Federer appears to be volleying a lot more sharply this year, after looking unusually uncertain when coming forwards during a number of his losses in 2013, in particular the defeat to Jo-Wilfried Tsonga at the French Open and his second round exit against Sergiy Stakhovsky at Wimbledon.
“I must say I feel actually quite confident and good at the net,” he said.
“I've definitely gone through phases as well in my career where I didn't just quite feel it. But now I think I'm choosing the right shots to come in on. I'm reading the plays well. I'm moving well at the net, even though on clay it's always a bit tricky with not having the grip so much like on the hard courts.
It’s something I definitely have to keep on doing.”
Federer revealed that he feels pretty tired after competing solidly for the past month with Monte Carlo following on from Indian Wells, Miami and Switzerland’s Davis Cup quarter-final against Kazakhstan.

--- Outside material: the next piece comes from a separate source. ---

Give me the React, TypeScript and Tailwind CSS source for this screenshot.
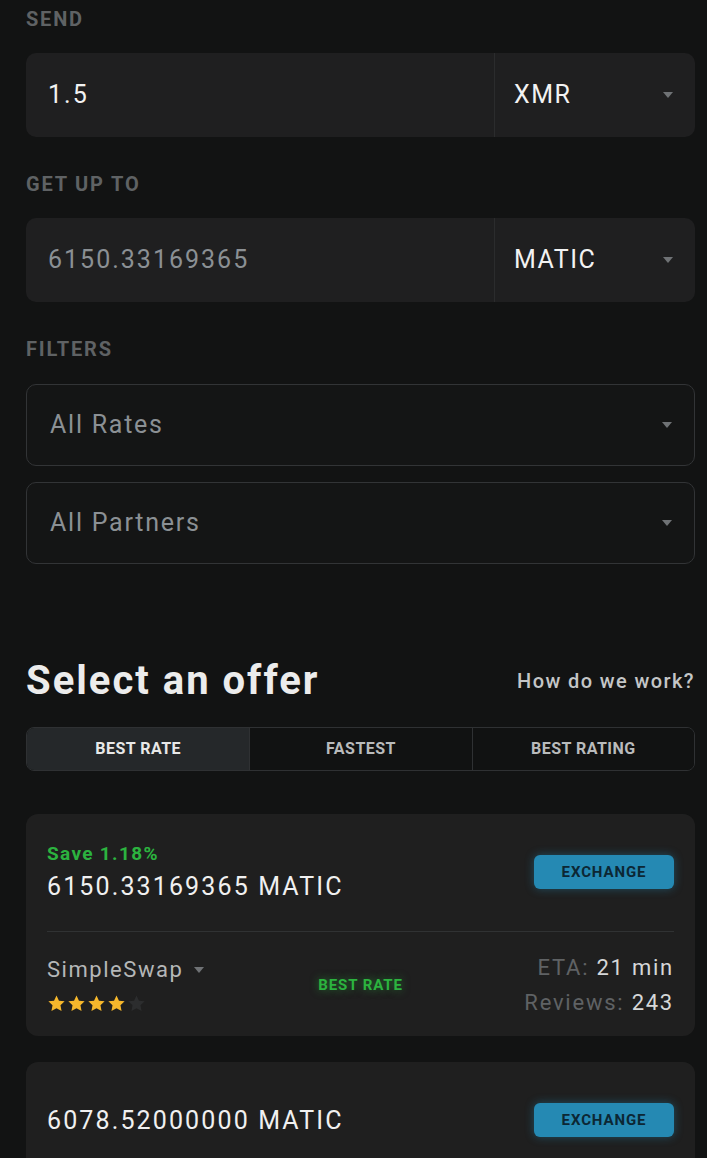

Perhaps this match was simply one too many.
“I'm going back home because I need to recuperate,” he said. “I played with a lot of intensity during the past month and I'm happy that I can relax.
I wasn't able to do that after the Davis Cup tie. I feel that I'm tired. My body feels strange and I need to sleep. At the end of the third set, after the fifth day in a row of playing, I might have lacked that 2% that made a difference.”